Write out the listing below again, precisely as it is given.

**DATASET CONTENT:**
┄┄┄┄┄┄┄┄┄┄┄┄┄┄┄┄┄┄┄┄

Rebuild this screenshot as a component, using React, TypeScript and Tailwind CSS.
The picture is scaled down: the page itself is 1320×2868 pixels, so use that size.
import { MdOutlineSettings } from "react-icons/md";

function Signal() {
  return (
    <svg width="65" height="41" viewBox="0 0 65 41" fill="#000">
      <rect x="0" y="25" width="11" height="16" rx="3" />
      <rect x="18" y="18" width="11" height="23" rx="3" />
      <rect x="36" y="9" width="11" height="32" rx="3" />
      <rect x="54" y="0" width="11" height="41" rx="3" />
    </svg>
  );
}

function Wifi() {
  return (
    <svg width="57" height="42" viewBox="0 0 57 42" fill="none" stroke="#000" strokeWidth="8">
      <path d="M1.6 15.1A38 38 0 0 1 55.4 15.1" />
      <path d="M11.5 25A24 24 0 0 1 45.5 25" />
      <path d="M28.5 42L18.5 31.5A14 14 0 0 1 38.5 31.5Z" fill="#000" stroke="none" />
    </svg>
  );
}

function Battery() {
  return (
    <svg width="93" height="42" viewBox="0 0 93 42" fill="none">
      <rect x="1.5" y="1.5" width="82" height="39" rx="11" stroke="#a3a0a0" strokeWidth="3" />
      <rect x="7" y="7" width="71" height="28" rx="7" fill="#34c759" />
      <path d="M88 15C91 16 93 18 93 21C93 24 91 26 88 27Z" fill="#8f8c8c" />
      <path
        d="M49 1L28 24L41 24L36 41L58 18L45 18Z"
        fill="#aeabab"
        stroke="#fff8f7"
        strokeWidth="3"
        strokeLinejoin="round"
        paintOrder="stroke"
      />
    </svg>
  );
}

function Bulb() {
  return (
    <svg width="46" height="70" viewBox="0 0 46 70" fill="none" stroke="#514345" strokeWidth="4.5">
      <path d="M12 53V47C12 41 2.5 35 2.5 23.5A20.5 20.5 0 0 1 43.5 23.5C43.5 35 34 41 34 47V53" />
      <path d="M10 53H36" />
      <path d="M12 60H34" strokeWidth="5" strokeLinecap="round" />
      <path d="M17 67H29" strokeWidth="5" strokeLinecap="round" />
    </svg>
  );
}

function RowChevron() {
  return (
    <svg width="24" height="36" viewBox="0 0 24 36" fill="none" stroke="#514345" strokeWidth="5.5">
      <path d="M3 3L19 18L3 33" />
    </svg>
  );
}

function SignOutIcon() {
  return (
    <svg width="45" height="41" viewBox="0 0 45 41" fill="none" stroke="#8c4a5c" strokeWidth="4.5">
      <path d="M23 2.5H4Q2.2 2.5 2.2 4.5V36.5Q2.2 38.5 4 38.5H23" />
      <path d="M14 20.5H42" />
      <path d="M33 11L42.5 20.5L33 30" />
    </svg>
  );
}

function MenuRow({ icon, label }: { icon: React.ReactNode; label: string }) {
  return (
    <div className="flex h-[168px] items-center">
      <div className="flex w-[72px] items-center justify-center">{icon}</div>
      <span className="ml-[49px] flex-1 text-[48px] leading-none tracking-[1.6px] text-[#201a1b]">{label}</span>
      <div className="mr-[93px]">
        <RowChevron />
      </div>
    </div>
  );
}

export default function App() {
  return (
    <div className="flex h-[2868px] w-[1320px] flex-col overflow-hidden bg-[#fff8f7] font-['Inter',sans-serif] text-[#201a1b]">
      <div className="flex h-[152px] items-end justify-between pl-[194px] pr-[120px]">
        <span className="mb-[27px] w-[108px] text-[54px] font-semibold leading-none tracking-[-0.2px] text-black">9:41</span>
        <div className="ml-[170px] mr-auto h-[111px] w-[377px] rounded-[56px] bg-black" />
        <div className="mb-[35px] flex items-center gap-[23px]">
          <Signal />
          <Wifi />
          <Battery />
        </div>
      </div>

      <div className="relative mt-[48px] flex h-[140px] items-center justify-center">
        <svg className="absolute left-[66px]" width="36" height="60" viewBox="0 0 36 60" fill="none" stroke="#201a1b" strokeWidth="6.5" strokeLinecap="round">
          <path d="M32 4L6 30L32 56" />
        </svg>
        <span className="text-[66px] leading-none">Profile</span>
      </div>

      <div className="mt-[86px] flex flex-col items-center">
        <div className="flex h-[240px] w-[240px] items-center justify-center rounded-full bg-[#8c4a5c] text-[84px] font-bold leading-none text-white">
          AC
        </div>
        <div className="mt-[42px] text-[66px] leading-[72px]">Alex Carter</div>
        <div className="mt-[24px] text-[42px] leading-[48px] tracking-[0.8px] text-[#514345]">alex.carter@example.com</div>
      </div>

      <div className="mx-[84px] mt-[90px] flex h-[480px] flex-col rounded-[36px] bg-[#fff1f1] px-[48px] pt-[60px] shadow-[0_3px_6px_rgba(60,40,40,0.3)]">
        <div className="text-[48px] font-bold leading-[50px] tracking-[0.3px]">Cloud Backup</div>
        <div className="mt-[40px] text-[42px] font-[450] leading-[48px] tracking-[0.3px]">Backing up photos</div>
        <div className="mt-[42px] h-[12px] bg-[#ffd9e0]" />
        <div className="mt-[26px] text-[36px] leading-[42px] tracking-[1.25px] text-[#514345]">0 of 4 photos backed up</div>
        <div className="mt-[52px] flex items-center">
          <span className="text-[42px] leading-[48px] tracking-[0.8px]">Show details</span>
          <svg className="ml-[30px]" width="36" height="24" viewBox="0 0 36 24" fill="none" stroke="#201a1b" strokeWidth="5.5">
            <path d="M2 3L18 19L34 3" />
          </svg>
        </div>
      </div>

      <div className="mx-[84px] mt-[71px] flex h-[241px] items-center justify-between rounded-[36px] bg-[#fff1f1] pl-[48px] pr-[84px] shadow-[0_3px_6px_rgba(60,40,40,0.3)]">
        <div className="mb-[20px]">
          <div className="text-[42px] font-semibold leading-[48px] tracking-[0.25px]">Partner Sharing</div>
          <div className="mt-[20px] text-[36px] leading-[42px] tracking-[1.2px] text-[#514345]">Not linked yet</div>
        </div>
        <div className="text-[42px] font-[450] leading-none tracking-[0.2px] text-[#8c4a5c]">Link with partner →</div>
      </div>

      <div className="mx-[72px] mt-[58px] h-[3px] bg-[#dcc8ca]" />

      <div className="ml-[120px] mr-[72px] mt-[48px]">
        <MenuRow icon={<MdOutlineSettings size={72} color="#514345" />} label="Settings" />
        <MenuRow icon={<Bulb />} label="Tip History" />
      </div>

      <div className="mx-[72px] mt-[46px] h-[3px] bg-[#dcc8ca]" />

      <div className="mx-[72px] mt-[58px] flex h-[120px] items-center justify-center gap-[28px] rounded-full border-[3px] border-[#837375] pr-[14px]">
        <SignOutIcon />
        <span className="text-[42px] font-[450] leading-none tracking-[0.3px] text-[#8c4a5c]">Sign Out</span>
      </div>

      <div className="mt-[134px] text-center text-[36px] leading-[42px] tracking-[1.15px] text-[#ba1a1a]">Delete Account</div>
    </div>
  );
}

┄┄┄┄┄┄┄┄┄┄┄┄┄┄┄┄┄┄┄┄

**RESULT FOR THIS EXERCISE:**
Rebuild this screenshot as a component, using React, TypeScript and Tailwind CSS.
The picture is scaled down: the page itself is 1320×2868 pixels, so use that size.
import { MdOutlineSettings } from "react-icons/md";

function Signal() {
  return (
    <svg width="65" height="41" viewBox="0 0 65 41" fill="#000">
      <rect x="0" y="25" width="11" height="16" rx="3" />
      <rect x="18" y="18" width="11" height="23" rx="3" />
      <rect x="36" y="9" width="11" height="32" rx="3" />
      <rect x="54" y="0" width="11" height="41" rx="3" />
    </svg>
  );
}

function Wifi() {
  return (
    <svg width="57" height="42" viewBox="0 0 57 42" fill="none" stroke="#000" strokeWidth="8">
      <path d="M1.6 15.1A38 38 0 0 1 55.4 15.1" />
      <path d="M11.5 25A24 24 0 0 1 45.5 25" />
      <path d="M28.5 42L18.5 31.5A14 14 0 0 1 38.5 31.5Z" fill="#000" stroke="none" />
    </svg>
  );
}

function Battery() {
  return (
    <svg width="93" height="42" viewBox="0 0 93 42" fill="none">
      <rect x="1.5" y="1.5" width="82" height="39" rx="11" stroke="#a3a0a0" strokeWidth="3" />
      <rect x="7" y="7" width="71" height="28" rx="7" fill="#34c759" />
      <path d="M88 15C91 16 93 18 93 21C93 24 91 26 88 27Z" fill="#8f8c8c" />
      <path
        d="M49 1L28 24L41 24L36 41L58 18L45 18Z"
        fill="#aeabab"
        stroke="#fff8f7"
        strokeWidth="3"
        strokeLinejoin="round"
        paintOrder="stroke"
      />
    </svg>
  );
}

function Bulb() {
  return (
    <svg width="46" height="70" viewBox="0 0 46 70" fill="none" stroke="#514345" strokeWidth="4.5">
      <path d="M12 53V47C12 41 2.5 35 2.5 23.5A20.5 20.5 0 0 1 43.5 23.5C43.5 35 34 41 34 47V53" />
      <path d="M10 53H36" />
      <path d="M12 60H34" strokeWidth="5" strokeLinecap="round" />
      <path d="M17 67H29" strokeWidth="5" strokeLinecap="round" />
    </svg>
  );
}

function RowChevron() {
  return (
    <svg width="24" height="36" viewBox="0 0 24 36" fill="none" stroke="#514345" strokeWidth="5.5">
      <path d="M3 3L19 18L3 33" />
    </svg>
  );
}

function SignOutIcon() {
  return (
    <svg width="45" height="41" viewBox="0 0 45 41" fill="none" stroke="#8c4a5c" strokeWidth="4.5">
      <path d="M23 2.5H4Q2.2 2.5 2.2 4.5V36.5Q2.2 38.5 4 38.5H23" />
      <path d="M14 20.5H42" />
      <path d="M33 11L42.5 20.5L33 30" />
    </svg>
  );
}

function MenuRow({ icon, label }: { icon: React.ReactNode; label: string }) {
  return (
    <div className="flex h-[168px] items-center">
      <div className="flex w-[72px] items-center justify-center">{icon}</div>
      <span className="ml-[49px] flex-1 text-[48px] leading-none tracking-[1.6px] text-[#201a1b]">{label}</span>
      <div className="mr-[93px]">
        <RowChevron />
      </div>
    </div>
  );
}

export default function App() {
  return (
    <div className="flex h-[2868px] w-[1320px] flex-col overflow-hidden bg-[#fff8f7] font-['Inter',sans-serif] text-[#201a1b]">
      <div className="flex h-[152px] items-end justify-between pl-[194px] pr-[120px]">
        <span className="mb-[27px] w-[108px] text-[54px] font-semibold leading-none tracking-[-0.2px] text-black">9:41</span>
        <div className="ml-[170px] mr-auto h-[111px] w-[377px] rounded-[56px] bg-black" />
        <div className="mb-[35px] flex items-center gap-[23px]">
          <Signal />
          <Wifi />
          <Battery />
        </div>
      </div>

      <div className="relative mt-[48px] flex h-[140px] items-center justify-center">
        <svg className="absolute left-[66px]" width="36" height="60" viewBox="0 0 36 60" fill="none" stroke="#201a1b" strokeWidth="6.5" strokeLinecap="round">
          <path d="M32 4L6 30L32 56" />
        </svg>
        <span className="text-[66px] leading-none">Profile</span>
      </div>

      <div className="mt-[86px] flex flex-col items-center">
        <div className="flex h-[240px] w-[240px] items-center justify-center rounded-full bg-[#8c4a5c] text-[84px] font-bold leading-none text-white">
          AC
        </div>
        <div className="mt-[42px] text-[66px] leading-[72px]">Alex Carter</div>
        <div className="mt-[24px] text-[42px] leading-[48px] tracking-[0.8px] text-[#514345]">alex.carter@example.com</div>
      </div>

      <div className="mx-[84px] mt-[90px] flex h-[480px] flex-col rounded-[36px] bg-[#fff1f1] px-[48px] pt-[60px] shadow-[0_3px_6px_rgba(60,40,40,0.3)]">
        <div className="text-[48px] font-bold leading-[50px] tracking-[0.3px]">Cloud Backup</div>
        <div className="mt-[40px] text-[42px] font-[450] leading-[48px] tracking-[0.3px]">Backing up photos</div>
        <div className="mt-[42px] h-[12px] bg-[#ffd9e0]" />
        <div className="mt-[26px] text-[36px] leading-[42px] tracking-[1.25px] text-[#514345]">0 of 4 photos backed up</div>
        <div className="mt-[52px] flex items-center">
          <span className="text-[42px] leading-[48px] tracking-[0.8px]">Show details</span>
          <svg className="ml-[30px]" width="36" height="24" viewBox="0 0 36 24" fill="none" stroke="#201a1b" strokeWidth="5.5">
            <path d="M2 3L18 19L34 3" />
          </svg>
        </div>
      </div>

      <div className="mx-[84px] mt-[71px] flex h-[241px] items-center justify-between rounded-[36px] bg-[#fff1f1] pl-[48px] pr-[84px] shadow-[0_3px_6px_rgba(60,40,40,0.3)]">
        <div className="mb-[20px]">
          <div className="text-[42px] font-semibold leading-[48px] tracking-[0.25px]">Partner Sharing</div>
          <div className="mt-[20px] text-[36px] leading-[42px] tracking-[1.2px] text-[#514345]">Not linked yet</div>
        </div>
        <div className="text-[42px] font-[450] leading-none tracking-[0.2px] text-[#8c4a5c]">Link with partner →</div>
      </div>

      <div className="mx-[72px] mt-[58px] h-[3px] bg-[#dcc8ca]" />

      <div className="ml-[120px] mr-[72px] mt-[48px]">
        <MenuRow icon={<MdOutlineSettings size={72} color="#514345" />} label="Settings" />
        <MenuRow icon={<Bulb />} label="Tip History" />
      </div>

      <div className="mx-[72px] mt-[46px] h-[3px] bg-[#dcc8ca]" />

      <div className="mx-[72px] mt-[58px] flex h-[120px] items-center justify-center gap-[28px] rounded-full border-[3px] border-[#837375] pr-[14px]">
        <SignOutIcon />
        <span className="text-[42px] font-[450] leading-none tracking-[0.3px] text-[#8c4a5c]">Sign Out</span>
      </div>

      <div className="mt-[134px] text-center text-[36px] leading-[42px] tracking-[1.15px] text-[#ba1a1a]">Delete Account</div>
    </div>
  );
}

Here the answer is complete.